Introduction by Evan Gilman
Sapan is one of the most favored areas for coffee productions in the Tana Toraja region. With high elevation and adequate rainfall, Sapan is surrounded by mountains, and the neighboring region of Awan (which translates as ‘cloud’) is named after the climatic conditions you might find here on any given day.
This wet hulled coffee is high grown, generally around 1600 meters above sea level. For comparison, most high quality coffee grown in Sumatra is planted at 1500 meters and below. The result is a very sweet cup and a more distinct acid profile than one might expect in a wet hulled coffee.
Sapan is a direct shot North from Rantepao, the major regional trading post for coffee. This coffee bypasses the giant Pasar Bolu market where most common coffee is sold on Thursdays, and comes to us direct from the processing facility. Look for dark grape hard candy sweetness, and plenty of caramelized sugars in this selection.
Green Analysis by Chris Kornman
This lot is a blend of common cultivars in Indonesia, including the Typica heirloom variety, the disease resistant Catimor hybrid, and the S-type (“S” stands for “selection”) variety originally developed in India. Often referred to in Indonesia as “Linie S,” this designation most frequently denotes S-795, aka Jember, a Typica variant that contains some genetic markers from Arabica’s oddball cousin, Coffea Liberica.

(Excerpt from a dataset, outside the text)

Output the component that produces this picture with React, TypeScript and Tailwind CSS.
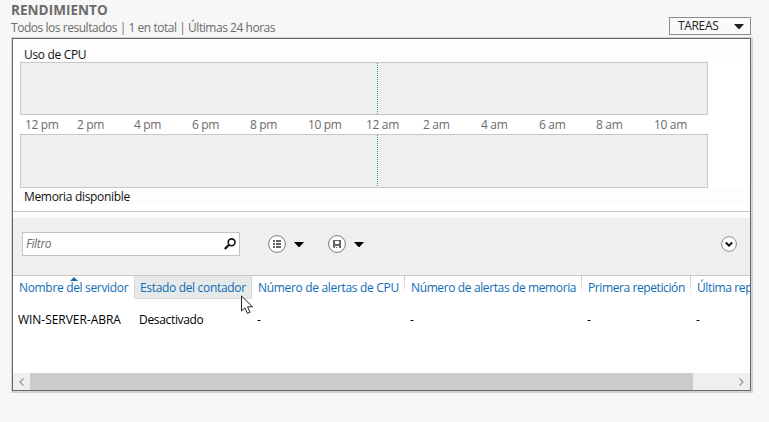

The coffee is characteristically large in screen size and fairly damp, hallmarks of Indonesian and wet-hulled coffees, respectively. Especially notable is the fairly high density, remarkable given the high moisture content. It’s likely the coffee will respond well to a little more heat in the roaster than the average wet-hulled Sulawesi… as this coffee is certainly no average Joe.
Roast Analysis by Jen Apodaca
This wet hulled Sulawesi has a lot of sweet chocolate notes to offer in the cup as long as your drum is hot and you give it plenty of time to develop post first crack. Our shorter roast, PR-433, suffered from a cool drum and not enough time in the roaster. These beans are large and fairly dense, but the high moisture content is the wild card. On our second roast the drum was good and hot, allowing for a more gentle environmental heat.
As you roast past first crack, roasters play a game of gaining some of this (sugar browning notes), but losing some of that (fruit and floral acidity), it is a balancing act. Our first roast PR-433 was nearly half the time of our second roast, PR-434. During that time, the herbal, juniper, orange and green apple acidity from PR-433 transformed into more condensed fruits like fig, plum, peach.
Brew Analysis by Chris Kornman
We took Jen’s second roast this Sulawesi, PR-334, for a quick spin in two different brew methods with fairly different results. A Chemex poured at 1-to-16 ratio produced a relatively dry and herbal coffee while a Clever brew using filtered immersion at about 1-to-17 yielded a much smoother, sweeter coffee that seemed to be the group’s preference.